You don’t get to choose your rocks.
You only get to choose how you flow around them — and what voice you develop in the process.
The practical discipline
Stop trying to make your path frictionless. Friction is the source of distinctiveness. Leaders whose careers have had no friction have nothing distinctive to say. If your current professional situation feels strangely smooth, that’s a warning sign, not a success metric.
Look at the obstacle you’ve been trying hardest to avoid. That’s almost always the rock your voice is going to come from for the next five years. The thing you’ve been hoping someone else would handle, the conversation you’ve been deferring, the skill you’ve been telling yourself you don’t need to learn — that’s the rock. Walk into it.
Stop hiring consultants to remove your rocks. Hire them to help you flow around your rocks more skillfully. There’s a structural difference.
Develop the discipline of recognizing turbulence as music. When something in your work feels resistant, hard, demanding — pause before you try to optimize it away. Ask whether you’re listening to a problem or to your own voice forming.
Treat the AI rock with the seriousness it deserves. Don’t delegate it. Don’t automate around it. Don’t pretend it’s a normal technology wave. It’s the rock that will shape the voice of every executive who survives the next decade.
The closing thought
Waterfall builders deliberately introduce conflict upstream of the weir.
They do this because they have learned, over centuries of practice, that water without conflict isn’t a waterfall. It’s just water descending. Forgettable. Silent. Indistinguishable from the next.

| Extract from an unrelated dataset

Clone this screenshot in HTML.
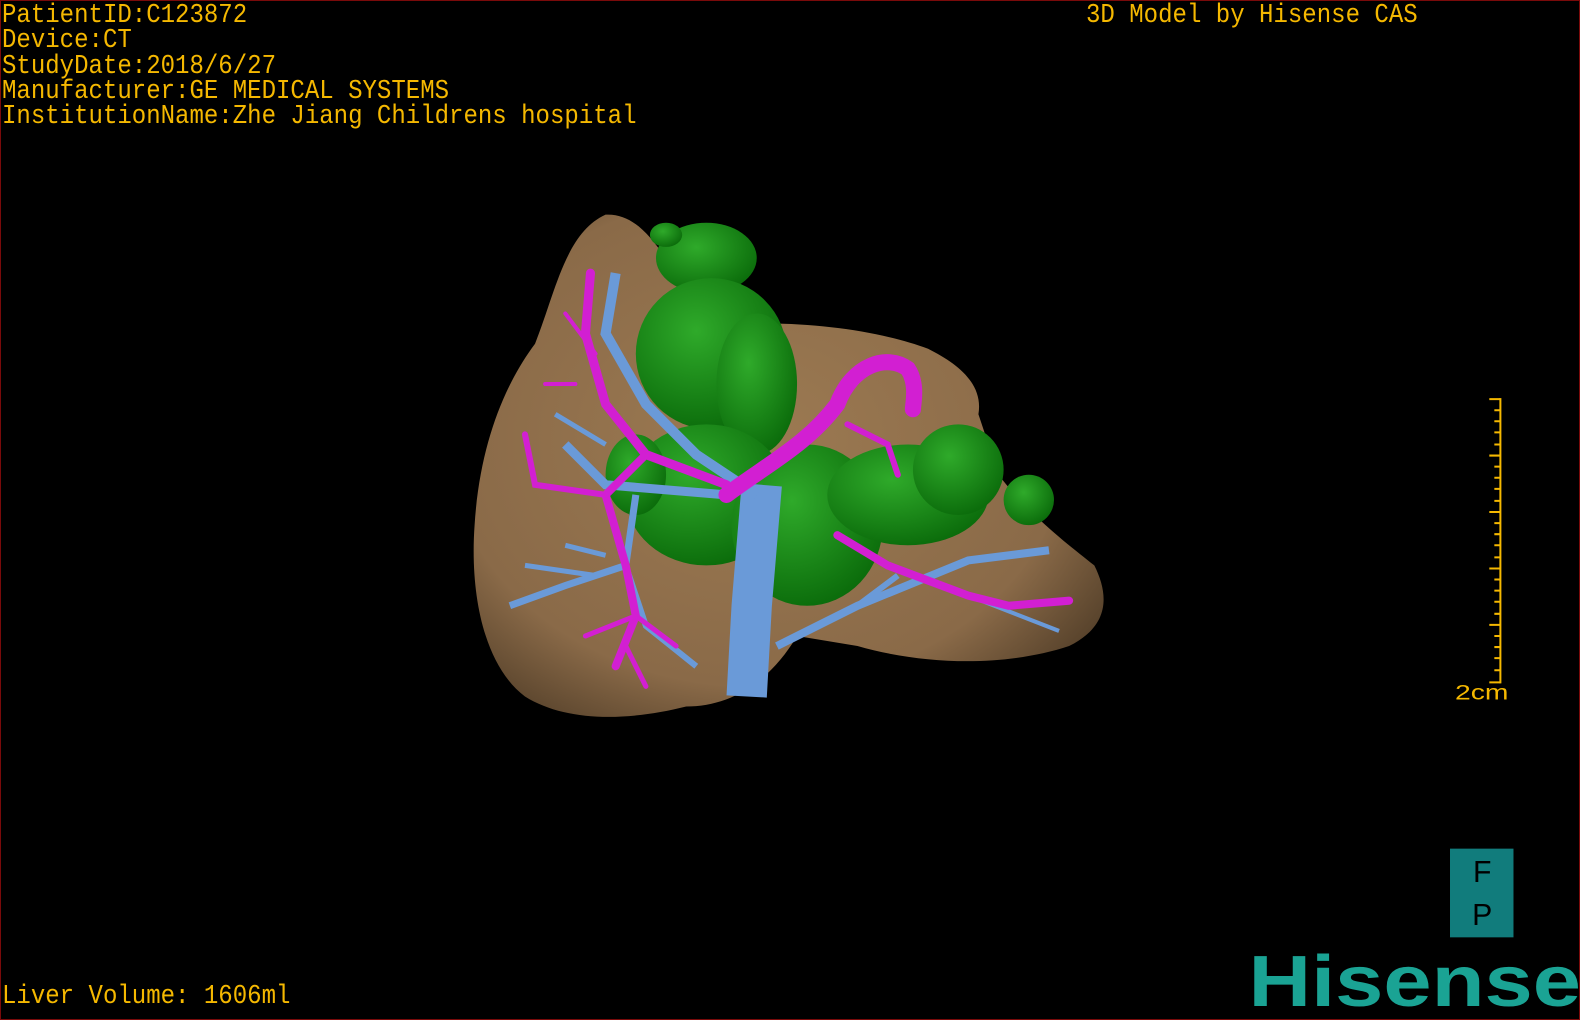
<!DOCTYPE html>
<html><head><meta charset="utf-8"><style>
html,body{margin:0;padding:0;background:#000;width:1580px;height:1020px;overflow:hidden}
.wrap{position:relative;width:1580px;height:1020px;box-sizing:border-box;border:1px solid #7a0a0a;background:#000}
.t{position:absolute;color:#f5b800;font-family:"Liberation Mono",monospace;font-size:27px;line-height:25.3px;white-space:pre;letter-spacing:0;transform:scaleX(0.89);transform-origin:left top}
svg{position:absolute;left:0;top:0}
</style></head><body><div class="wrap">
<svg width="1580" height="1020" viewBox="0 0 1568 1012" preserveAspectRatio="none">
<defs>
<radialGradient id="lv" cx="0.45" cy="0.45" r="0.7"><stop offset="0" stop-color="#9c7a52"/><stop offset="0.7" stop-color="#8a6a48"/><stop offset="1" stop-color="#4a3824"/></radialGradient>
<radialGradient id="gr" cx="0.4" cy="0.35" r="0.7"><stop offset="0" stop-color="#2faa2a"/><stop offset="1" stop-color="#0a6a0a"/></radialGradient>
</defs>
<path d="M600 212 C640 210 660 260 690 300 L760 320 C820 320 880 330 920 345 C950 360 975 380 970 410 L990 470 C1020 510 1060 540 1085 560 C1100 590 1100 620 1060 640 C1000 660 920 660 850 640 L790 630 C760 680 720 700 680 700 C620 715 560 715 520 690 C480 660 465 590 470 520 C475 440 500 380 530 340 C550 290 560 230 600 212Z" fill="url(#lv)"/>
<g fill="url(#gr)">
<ellipse cx="700" cy="255" rx="50" ry="35"/>
<ellipse cx="660" cy="232" rx="16" ry="12"/>
<ellipse cx="705" cy="350" rx="75" ry="75"/>
<ellipse cx="750" cy="380" rx="40" ry="70"/>
<ellipse cx="700" cy="490" rx="80" ry="70"/>
<ellipse cx="800" cy="520" rx="75" ry="80"/>
<ellipse cx="900" cy="490" rx="80" ry="50"/>
<ellipse cx="950" cy="465" rx="45" ry="45"/>
<ellipse cx="1020" cy="495" rx="25" ry="25"/>
<ellipse cx="630" cy="470" rx="30" ry="40"/>
</g>
<g fill="none" stroke="#6a9ad8" stroke-linecap="butt">
<path d="M740 690 L745 600 L755 480" stroke-width="40"/>
<path d="M750 490 L690 450 L640 400 L600 330 L610 270" stroke-width="10"/>
<path d="M720 490 L600 480 L560 440" stroke-width="9"/>
<path d="M630 490 L620 560 L560 580 L505 600" stroke-width="7"/>
<path d="M620 560 L640 620 L690 660" stroke-width="6"/>
<path d="M770 640 L850 600 L960 555 L1040 545" stroke-width="8"/>
<path d="M850 600 L890 570" stroke-width="6"/>
<path d="M960 590 L1050 625" stroke-width="4"/>
<path d="M560 540 L600 550 M550 410 L600 440 M520 560 L590 570" stroke-width="5"/>
</g>
<g fill="none" stroke="#d21fd2" stroke-linecap="round">
<path d="M720 490 C760 460 800 440 830 400 C845 360 880 350 900 365 C910 380 905 400 905 405" stroke-width="16"/>
<path d="M720 480 L640 450 L600 400 L580 330 L585 270" stroke-width="9"/>
<path d="M640 450 L600 490 L620 560 L630 610 L610 660" stroke-width="8"/>
<path d="M600 490 L530 480 L520 430" stroke-width="6"/>
<path d="M630 610 L580 630 M630 610 L670 640 M620 640 L640 680" stroke-width="5"/>
<path d="M830 530 L880 560 L960 590 L1000 600 L1060 595" stroke-width="8"/>
<path d="M840 420 L880 440 L890 470" stroke-width="6"/>
<path d="M570 380 L540 380 M590 350 L560 310" stroke-width="4"/>
</g>
<g stroke="#f5b800" stroke-width="2">
<line x1="1488" y1="394" x2="1488" y2="677"/>
<path d="M1477 395H1488M1477 451H1488M1477 507H1488M1477 563H1488M1477 619H1488M1477 676H1488"/>
<path d="M1482 406H1488M1482 417H1488M1482 428H1488M1482 440H1488M1482 462H1488M1482 473H1488M1482 484H1488M1482 496H1488M1482 518H1488M1482 529H1488M1482 540H1488M1482 552H1488M1482 574H1488M1482 585H1488M1482 596H1488M1482 608H1488M1482 630H1488M1482 641H1488M1482 652H1488M1482 664H1488"/>
</g>
<text x="1443" y="693" fill="#f5b800" font-family="Liberation Sans, sans-serif" font-size="21" textLength="53" lengthAdjust="spacingAndGlyphs">2cm</text>
<rect x="1438" y="841" width="63" height="88" fill="#117c7c"/>
<text x="1470" y="874" fill="#000" font-family="Liberation Sans, sans-serif" font-size="30" text-anchor="middle">F</text>
<text x="1470" y="917" fill="#000" font-family="Liberation Sans, sans-serif" font-size="30" text-anchor="middle">P</text>
<text x="1238" y="997" fill="#1aa394" font-family="Liberation Sans, sans-serif" font-weight="bold" font-size="72" textLength="330" lengthAdjust="spacingAndGlyphs">Hisense</text>
</svg>
<div class="t" style="left:1px;top:3px">PatientID:C123872
Device:CT
StudyDate:2018/6/27
Manufacturer:GE MEDICAL SYSTEMS
InstitutionName:Zhe Jiang Childrens hospital</div>
<div class="t" style="left:1085px;top:3px">3D Model by Hisense CAS</div>
<div class="t" style="left:1px;top:984px">Liver Volume: 1606ml</div>
</div></body></html>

For a hundred years, executive development has been doing the opposite. Smoothing paths. Removing obstacles. Optimizing routes. Producing leaders who flow steadily and produce no sound.
The waterfall metaphor suggests a different theory of leadership development entirely.
Don’t remove the rocks. Engineer the conflict.
Stand in the obstacles your career is offering you, especially the ones you’re tempted to avoid.
Let the resistance shape what you have to say.
Trust that the turbulence is not the problem. It’s the source of your voice.
In 2026, the rocks are real. AI is the biggest one. The leaders who treat it as friction to be eliminated will be laminar flow — silent, smooth, forgettable. The leaders who treat it as their next defining obstacle will be the ones whose voices carry through the next decade.
The waterfall doesn’t apologize for the rocks.
The waterfall is the rocks.
The world has changed. The leaders who notice will be the ones the next decade is built around.